While Helly’s away recuperating, the three men get caught up in other internal problems. Mark and Dylan are secretly reading the novel they found on the severed floor, The You You Are, written by Mark’s brother-in-law, Ricken—a fact they don’t know. But so much of Ricken’s writing contradicts what they’ve absorbed from Kier’s handbook. Take this passage, in which Ricken remembers a time he failed as an artist: “It was not me who was wrong, but literature itself. To find my place in the world, I would need to break it entirely. A society with festering workers cannot flourish. What separates man from machine is machines cannot think for themselves.”
This book encourages autonomy, while Lumon’s founder preaches coercion in the name of togetherness and family. Mark is so compelled by this newfound Bible of sorts that he reads it at a rapid pace over three days, secretly spending time with the book in the bathroom. It naturally affects his approach to work because, for the first time, he’s learning that Kier’s words aren’t the only guiding principle for him. Free will, what a concept! This means he helps Helly out when Ms. Casey is sent to keep a constant eye on her. Instead of taking her for a walk to grab pen caps, he tells her he’s been drawing Petey’s map from memory and wants her help to explore the labyrinthine floor. She’s initially dismissive but a wild run-in changes her mind.
Mark and Helly discover a secret room on the severed floor with baby goats and a single man taking care of them. When his feeding time with the animals is interrupted, he yells at both of them to leave. “You can’t take them; they’re not ready; it isn’t time,” the strange man says. The goats aren’t ready for what? What or who do these goats symbolize? It’s been one of Severance’s most notable mysteries because of how utterly random it feels. (Sorry to bring up Lost again but remember the polar bear on a tropical island?) Anyway, Reddit is teeming with crazy theories on what the goats are, but I keep thinking back to a Helly line from the series premiere. When she awakens in that conference room, she jokingly asks Mark if she’s livestock—a curious choice. He replies, “Do you think we grew a full human and gave you consciousness?"

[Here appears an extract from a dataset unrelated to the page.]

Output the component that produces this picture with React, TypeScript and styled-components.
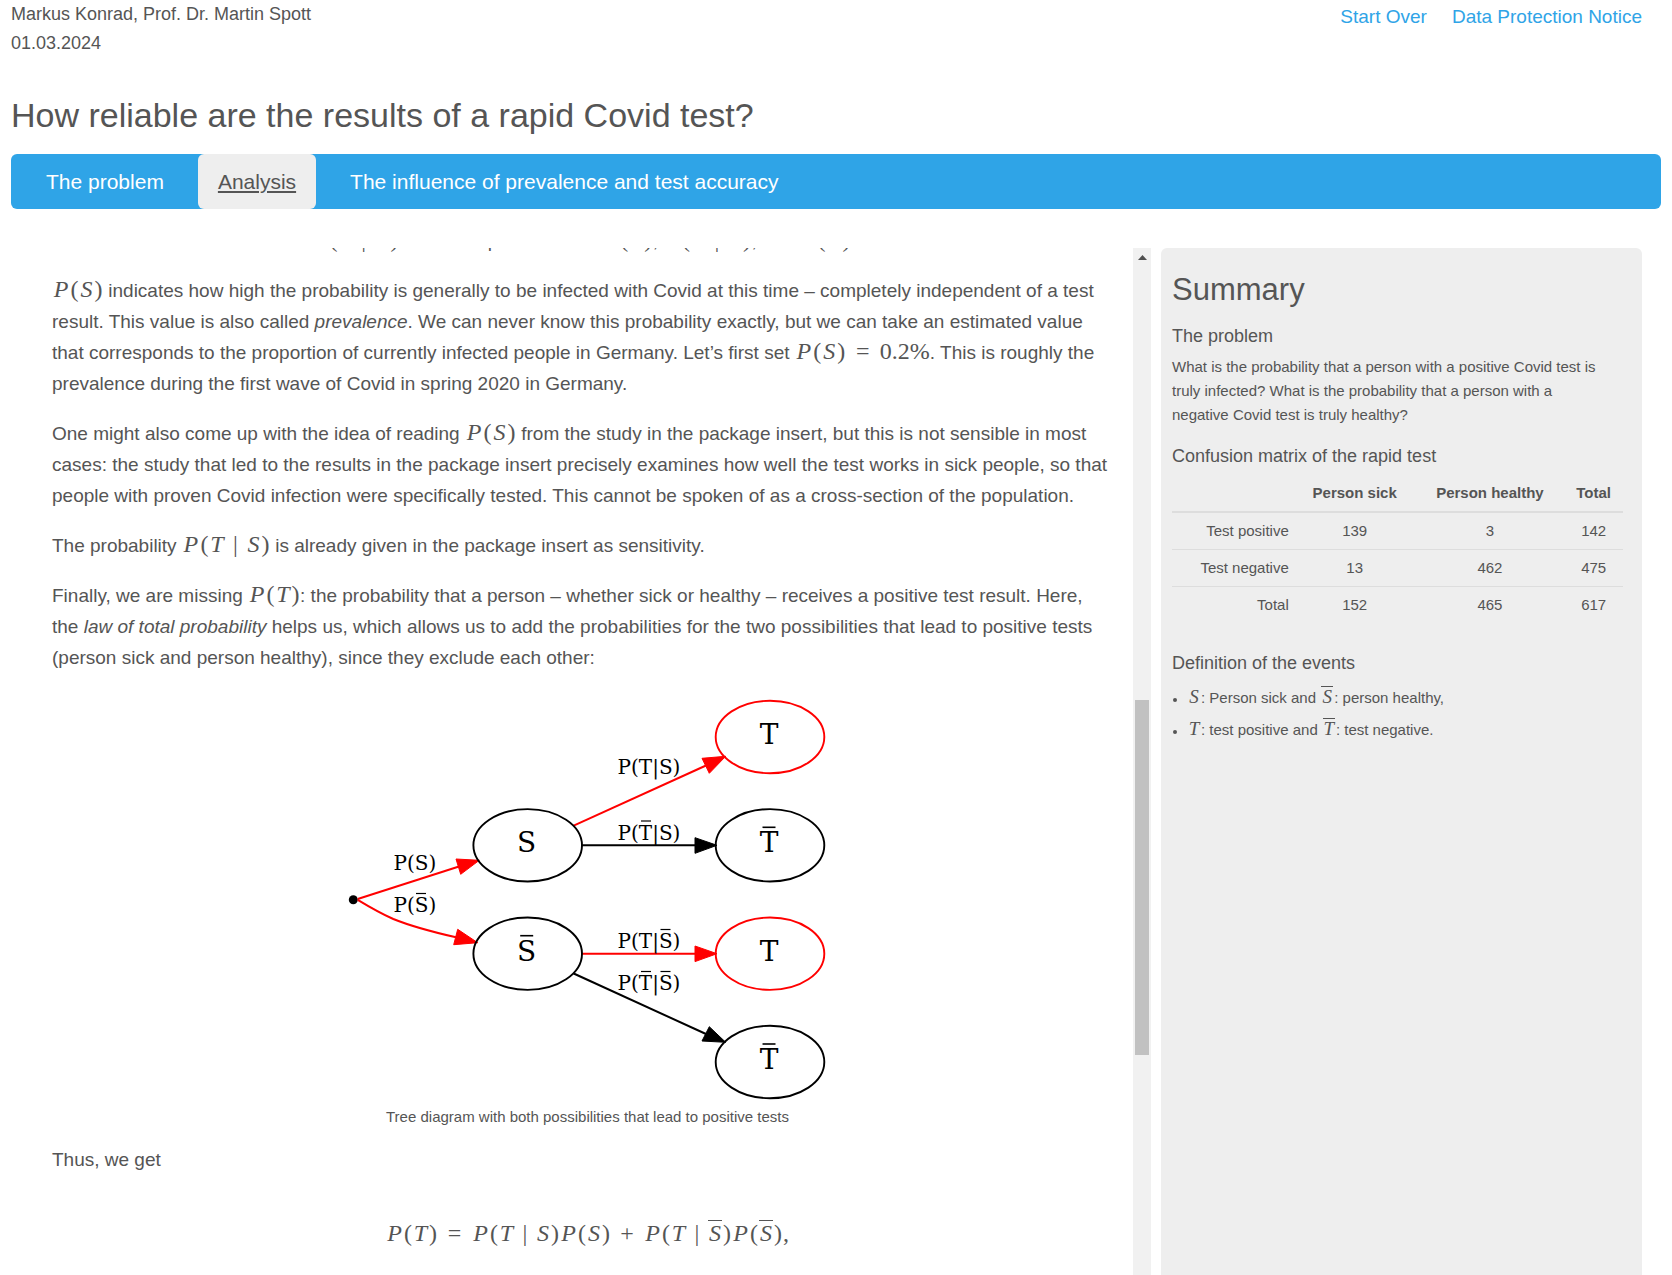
import React from "react";
import styled, { createGlobalStyle } from "styled-components";

const ink = "#555555";
const blue = "#2fa4e7";
const panel = "#eeeeee";

const GlobalStyle = createGlobalStyle`
  *, *::before, *::after { box-sizing: border-box; }
  body {
    margin: 0;
    background: #ffffff;
    color: ${ink};
    font-family: "Liberation Sans", Arial, Helvetica, sans-serif;
    font-size: 19px;
    line-height: 31px;
  }
`;

const Page = styled.div`
  display: flex;
  flex-direction: column;
  height: 100vh;
  padding: 0 11px;
  overflow: hidden;
`;

const TopBar = styled.header`
  display: flex;
  justify-content: space-between;
  align-items: flex-start;
  padding-right: 19px;
`;

const Byline = styled.div`
  font-size: 18px;
  line-height: 29px;
`;

const TopLinks = styled.nav`
  display: flex;
  gap: 25px;
  padding-top: 1px;
`;

const TopLink = styled.a`
  color: ${blue};
  text-decoration: none;
`;

const Title = styled.h1`
  margin: 36px 0 18px;
  font-size: 34px;
  font-weight: 400;
  line-height: 42px;
`;

const Tabs = styled.nav`
  display: flex;
  flex: none;
  border-radius: 6px;
  background: ${blue};
  padding-left: 15px;
  gap: 14px;
`;

const Tab = styled.a<{ $active?: boolean }>`
  padding: 12px 20px;
  border-radius: 6px;
  font-size: 21px;
  line-height: 31px;
  color: ${(p) => (p.$active ? ink : "#ffffff")};
  background: ${(p) => (p.$active ? panel : "transparent")};
  text-decoration: ${(p) => (p.$active ? "underline" : "none")};
`;

const Columns = styled.main`
  display: grid;
  grid-template-columns: minmax(0, 1140fr) minmax(0, 481fr);
  gap: 10px;
  flex: 1;
  min-height: 0;
  margin-top: 39px;
  padding-right: 19px;
`;

const Reader = styled.section`
  display: flex;
  min-height: 0;
  overflow: hidden;
`;

const Article = styled.article`
  flex: 1;
  min-width: 0;
  margin-top: -23px;
  padding: 0 10px 0 41px;
`;

const Text = styled.p<{ $center?: boolean }>`
  margin: 0 0 19px;
  padding-right: 13px;
  text-align: ${(p) => (p.$center ? "center" : "left")};
`;

const Figure = styled.figure`
  display: flex;
  flex-direction: column;
  align-items: center;
  margin: 0 0 15px;
  padding-top: 1px;
`;

const Caption = styled.figcaption`
  font-size: 15px;
  line-height: 24px;
`;

const Display = styled.div`
  display: flex;
  justify-content: center;
  padding: 26px 0;
`;

const ScrollBar = styled.div`
  display: flex;
  flex-direction: column;
  align-items: center;
  width: 18px;
  background: #f1f1f1;
`;

const ScrollButton = styled.button`
  display: flex;
  align-items: center;
  justify-content: center;
  width: 18px;
  height: 18px;
  padding: 0;
  border: 0;
  background: transparent;
`;

const ScrollSpace = styled.div<{ $share: number }>`
  flex: ${(p) => p.$share};
`;

const ScrollThumb = styled.div`
  flex: 355;
  width: 14px;
  background: #c1c1c1;
`;

const Summary = styled.aside`
  border-radius: 6px 6px 0 0;
  background: ${panel};
  padding: 24px 19px 0 11px;
  font-size: 15px;
  line-height: 24px;
  overflow: hidden;
`;

const SummaryTitle = styled.h2`
  margin: 0;
  font-size: 31px;
  font-weight: 400;
  line-height: 35px;
`;

const SummaryHeading = styled.h3`
  margin: 17px 0 7px;
  font-size: 18px;
  font-weight: 400;
  line-height: 24px;
`;

const SummaryText = styled.p`
  margin: 0;
  padding-right: 16px;
`;

const Matrix = styled.table`
  width: 100%;
  margin-bottom: 28px;
  border-collapse: collapse;
  table-layout: fixed;
`;

const HeadCell = styled.th<{ $share?: string }>`
  width: ${(p) => p.$share};
  padding: 6px 0;
  border-bottom: 2px solid #dddddd;
  text-align: center;
`;

const RowLabel = styled.th`
  padding: 6px 5px 6px 0;
  border-top: 1px solid #dddddd;
  font-weight: 400;
  text-align: right;
`;

const Cell = styled.td`
  padding: 6px 0;
  border-top: 1px solid #dddddd;
  text-align: center;
`;

const EventList = styled.ul`
  margin: 0;
  padding-left: 15px;
`;

const EventItem = styled.li`
  line-height: 32px;
  &::marker { font-size: 12px; }
`;

/* ---------- formulas ---------- */

const Formula = styled.span<{ $small?: boolean }>`
  display: inline-flex;
  align-items: baseline;
  font-family: "Liberation Serif", "Times New Roman", serif;
  font-size: ${(p) => (p.$small ? "19px" : "24px")};
  line-height: 20px;
  white-space: nowrap;
`;

const glyphWidth: Record<string, number> = {
  P: 18, S: 15, T: 16, "(": 9, ")": 9, "|": 21, "=": 34, "+": 33, ",": 7,
};

const Symbol = styled.span<{ $glyph: string; $small?: boolean }>`
  display: inline-block;
  width: ${(p) => (p.$small ? 14 : glyphWidth[p.$glyph])}px;
  text-align: center;
  font-style: ${(p) => (/[PST]/.test(p.$glyph) ? "italic" : "normal")};
`;

const Bar = styled.span<{ $small?: boolean }>`
  display: inline-block;
  padding: 0 1px;
  border-top: 1px solid ${ink};
  line-height: ${(p) => (p.$small ? "20px" : "24px")};
`;

/* A lower-case s or t stands for the complement of the event. */
function Tex({ src, small }: { src: string; small?: boolean }) {
  return (
    <Formula $small={small}>
      {src.split(/([PSTst()|=+,])/).filter(Boolean).map((part, i) => {
        const glyph = part === "s" || part === "t" ? part.toUpperCase() : part;
        if (!(glyph in glyphWidth)) return <span key={i}>{part}</span>;
        return (
          <Symbol key={i} $glyph={glyph} $small={small}>
            {glyph === part ? glyph : <Bar $small={small}>{glyph}</Bar>}
          </Symbol>
        );
      })}
    </Formula>
  );
}

/* ---------- tree diagram ---------- */

const Tree = styled.svg`
  display: block;
  max-width: 100%;
  font-family: "DejaVu Serif", serif;
`;

const red = "#ff0000";
const black = "#000000";

const nodes = [
  { x: 197.7, y: 155.3, name: "S", bar: false, color: black },
  { x: 197.7, y: 263.7, name: "S", bar: true, color: black },
  { x: 440, y: 47, name: "T", bar: false, color: red },
  { x: 440, y: 155.3, name: "T", bar: true, color: black },
  { x: 440, y: 263.7, name: "T", bar: false, color: red },
  { x: 440, y: 372, name: "T", bar: true, color: black },
];

const edges = [
  { d: "M27.7 209 L129 176.5", head: "149.3,170.3 126,169 130.7,184.3", color: red },
  { d: "M27.7 209.8 C38 216 50 223 63.3 229 C83 237 105 242.5 126 247.3", head: "147.7,252.7 127.7,239.3 123.7,254.7", color: red },
  { d: "M243.7 135.7 L376 75.5", head: "395.7,66.3 372,68.3 379.3,83.3", color: red },
  { d: "M252 155.3 H366", head: "387,155.3 365,147.7 365,163.3", color: black },
  { d: "M252 263.7 H366", head: "387,263.7 365,256 365,271.6", color: red },
  { d: "M243.7 283.5 L376 344", head: "395.7,352.3 379.3,336.7 372,351", color: black },
];

const labels = [
  { x: 85, y: 180, text: "P(S)", bars: [] },
  { x: 85, y: 222, text: "P(S)", bars: [86] },
  { x: 319, y: 83.5, text: "P(T|S)", bars: [] },
  { x: 319, y: 149.5, text: "P(T|S)", bars: [311] },
  { x: 319, y: 258, text: "P(T|S)", bars: [330.5] },
  { x: 319, y: 300, text: "P(T|S)", bars: [311, 330.5] },
];

function TreeDiagram() {
  return (
    <Tree width="493" height="412" viewBox="11 3 493 412" role="img" aria-label="Probability tree">
      <circle cx="23.3" cy="209.7" r="4.5" />
      {edges.map((e, i) => (
        <g key={i}>
          <path d={e.d} fill="none" stroke={e.color} strokeWidth="2" />
          <polygon points={e.head} fill={e.color} stroke={e.color} strokeWidth="1" />
        </g>
      ))}
      {nodes.map((n, i) => (
        <g key={i}>
          <ellipse cx={n.x} cy={n.y} rx="54.3" ry="36.2" fill="none" stroke={n.color} strokeWidth="1.9" />
          <text x={n.x - 1} y={n.y + 7} fontSize="28" textAnchor="middle">{n.name}</text>
          {n.bar && <path d={`M${n.x - 7.5} ${n.y - 18} h13`} stroke={black} strokeWidth="1.6" />}
        </g>
      ))}
      {labels.map((l, i) => (
        <g key={i}>
          <text x={l.x} y={l.y} fontSize="20" textAnchor="middle">{l.text}</text>
          {l.bars.map((x) => (
            <path key={x} d={`M${x} ${l.y - 18.5} h10`} stroke={black} strokeWidth="1.2" />
          ))}
        </g>
      ))}
    </Tree>
  );
}

const matrixRows = [
  ["Test positive", 139, 3, 142],
  ["Test negative", 13, 462, 475],
  ["Total", 152, 465, 617],
];

export default function App() {
  return (
    <Page>
      <GlobalStyle />
      <TopBar>
        <Byline>
          <div>Markus Konrad, Prof. Dr. Martin Spott</div>
          <div>01.03.2024</div>
        </Byline>
        <TopLinks>
          <TopLink href="#start">Start Over</TopLink>
          <TopLink href="#privacy">Data Protection Notice</TopLink>
        </TopLinks>
      </TopBar>
      <Title>How reliable are the results of a rapid Covid test?</Title>
      <Tabs>
        <Tab href="#problem">The problem</Tab>
        <Tab href="#analysis" $active>Analysis</Tab>
        <Tab href="#influence">The influence of prevalence and test accuracy</Tab>
      </Tabs>
      <Columns>
        <Reader>
          <Article>
            <Text $center>
              <Tex src="P(S|T)" /> to be computed via the <Tex src="P(S)" />, <Tex src="P(T|S)" />, and <Tex src="P(T)" />
            </Text>
            <Text>
              <Tex src="P(S)" /> indicates how high the probability is generally to be infected with Covid at this
              time – completely independent of a test result. This value is also called <em>prevalence</em>. We can
              never know this probability exactly, but we can take an estimated value that corresponds to the
              proportion of currently infected people in Germany. Let’s first set <Tex src="P(S)=0.2%" />. This is
              roughly the prevalence during the first wave of Covid in spring 2020 in Germany.
            </Text>
            <Text>
              One might also come up with the idea of reading <Tex src="P(S)" /> from the study in the package
              insert, but this is not sensible in most cases: the study that led to the results in the package
              insert precisely examines how well the test works in sick people, so that people with proven Covid
              infection were specifically tested. This cannot be spoken of as a cross-section of the population.
            </Text>
            <Text>
              The probability <Tex src="P(T|S)" /> is already given in the package insert as sensitivity.
            </Text>
            <Text>
              Finally, we are missing <Tex src="P(T)" />: the probability that a person – whether sick or healthy –
              receives a positive test result. Here, the <em>law of total probability</em> helps us, which allows us
              to add the probabilities for the two possibilities that lead to positive tests (person sick and person
              healthy), since they exclude each other:
            </Text>
            <Figure>
              <TreeDiagram />
              <Caption>Tree diagram with both possibilities that lead to positive tests</Caption>
            </Figure>
            <Text>Thus, we get</Text>
            <Display>
              <Tex src="P(T)=P(T|S)P(S)+P(T|s)P(s)," />
            </Display>
          </Article>
          <ScrollBar>
            <ScrollButton aria-label="Scroll up">
              <svg width="9" height="5" viewBox="0 0 9 5">
                <path d="M0 5 L4.5 0 L9 5 Z" fill="#505050" />
              </svg>
            </ScrollButton>
            <ScrollSpace $share={434} />
            <ScrollThumb />
            <ScrollSpace $share={220} />
          </ScrollBar>
        </Reader>
        <Summary>
          <SummaryTitle>Summary</SummaryTitle>
          <SummaryHeading>The problem</SummaryHeading>
          <SummaryText>
            What is the probability that a person with a positive Covid test is truly infected? What is the
            probability that a person with a negative Covid test is truly healthy?
          </SummaryText>
          <SummaryHeading>Confusion matrix of the rapid test</SummaryHeading>
          <Matrix>
            <thead>
              <tr>
                <HeadCell $share="27%" />
                <HeadCell $share="27%" scope="col">Person sick</HeadCell>
                <HeadCell $share="33%" scope="col">Person healthy</HeadCell>
                <HeadCell $share="13%" scope="col">Total</HeadCell>
              </tr>
            </thead>
            <tbody>
              {matrixRows.map(([label, ...values]) => (
                <tr key={label}>
                  <RowLabel scope="row">{label}</RowLabel>
                  {values.map((v, i) => (
                    <Cell key={i}>{v}</Cell>
                  ))}
                </tr>
              ))}
            </tbody>
          </Matrix>
          <SummaryHeading>Definition of the events</SummaryHeading>
          <EventList>
            <EventItem><Tex small src="S" />: Person sick and <Tex small src="s" />: person healthy,</EventItem>
            <EventItem><Tex small src="T" />: test positive and <Tex small src="t" />: test negative.</EventItem>
          </EventList>
        </Summary>
      </Columns>
    </Page>
  );
}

Mark and Helly aren’t the only two having a crazy day. Dylan and Irving get caught up in the MDR vs. O&D battle. They’re already on edge because Irv shared his discovery that Burt lied to him about Optics & Design being a two-person team. Instead, they’re a group of six doing some mysterious shit with large printers. Still, Irv and Burt find it tough to stay away from each other so when they meet again in a conference room, sparks are still flying. Dare I say Burt’s flirting actually made me blush because of Christopher Walken’s bashful delivery in complimenting Irving on his “youthful energy” and Turturro’s utterly glorious reception of it. It’s too bad that Dylan is also present to witness this, and he doesn’t approve of this budding romance. (Um, who asked you, dude? Let them live!)
Dylan’s deep-seated, kinda overboard hatred of O&D comes from a tale of the two departments attacking each other viciously in a bloody coup. As he finds out along with Burt and Irving in this episode, it’s just a tactic Lumon uses to keep the employees away from each other. It could also be another experiment to determine how innies behave when fear and distrust are sowed in their rookie brains. Do they adapt immediately, no questions asked? Dylan is proof that is what happens, except his curiosity and liberty have led him to the truth. Irving, Burt, and Dylan realize two versions of the same painting depicting the MDR and O&D battle have been used to pit them against each other for years. To make up for lost time, Burt takes Irving and Dylan to introduce them to his whole team. The proverbial walls are coming down, and Severance is about to kick into high gear.
Stray observations
- • In lieu of color theory, I’d like to say that Aoife McArdle’s direction is astounding in this episode. It’s aided by the cinematography and lighting because the way Mark and Helly’s conversation in the corridor is framed and lit, going from dark to bright, is gorgeous. This also adds to the tension because you never know what’s lying behind the shadows.
- • This isn’t a stray thought by any means, but I wanted this recap to focus on the innies coming together. On the outside, though, Mark missed many calls from Ricken telling him that Devon has gone into labor. He rushes to their cabin at the Damona Birthing Retreat and meets Alexa again. That’s the doula he went on a date with in episode two that ended pretty badly.
- • Devon, who is four centimeters dilated, decides it might be nice to take a break from an infuriating Ricken and depressing Mark. So she goes on a walk around the cabin in the hunt for coffee. She meets another pregnant woman and talks her way into her house for company, realizing the other lady is pretty damn rich.
- • At one point during the night, Mark tells Devon that he suspects Lumon is up to no good. His sister’s response made me pause because instead of asking him what he meant or why he’d suddenly think that about his place of work, she hurriedly asked, “Who have you been talking to?” It’s a little weird, right? He’s about to confess Petey’s identity but her labor pains distract them from the topic.
- • Mrs. Cobel is trying to prove some point—we don’t know what yet—by sending Ms. Casey to observe Helly. Based on this and sending Mark to her in episode four, is she trying to see how he responds to both women?
- • So, Mrs. Cobel and Mr. Graner (Michael Cumpsty) are fucking, right?
- • I’ve been saying Severance is prudent with tiny details, so I appreciate that as soon as Mark’s innie wakes up in the elevator when the episode begins, he’s immediately panicked and scared for Helly because he doesn’t know yet if she survived.
- • Finally, we learn that Kier met his wife Imogene while they both worked at a factory. So he was allowed to engage in workplace romance, but one if his principles is to not allow it at Lumon. Execs of all shapes and sizes have double standards, huh? Well, it's too bad for him because Severance is also clearly setting up Mark and Helly.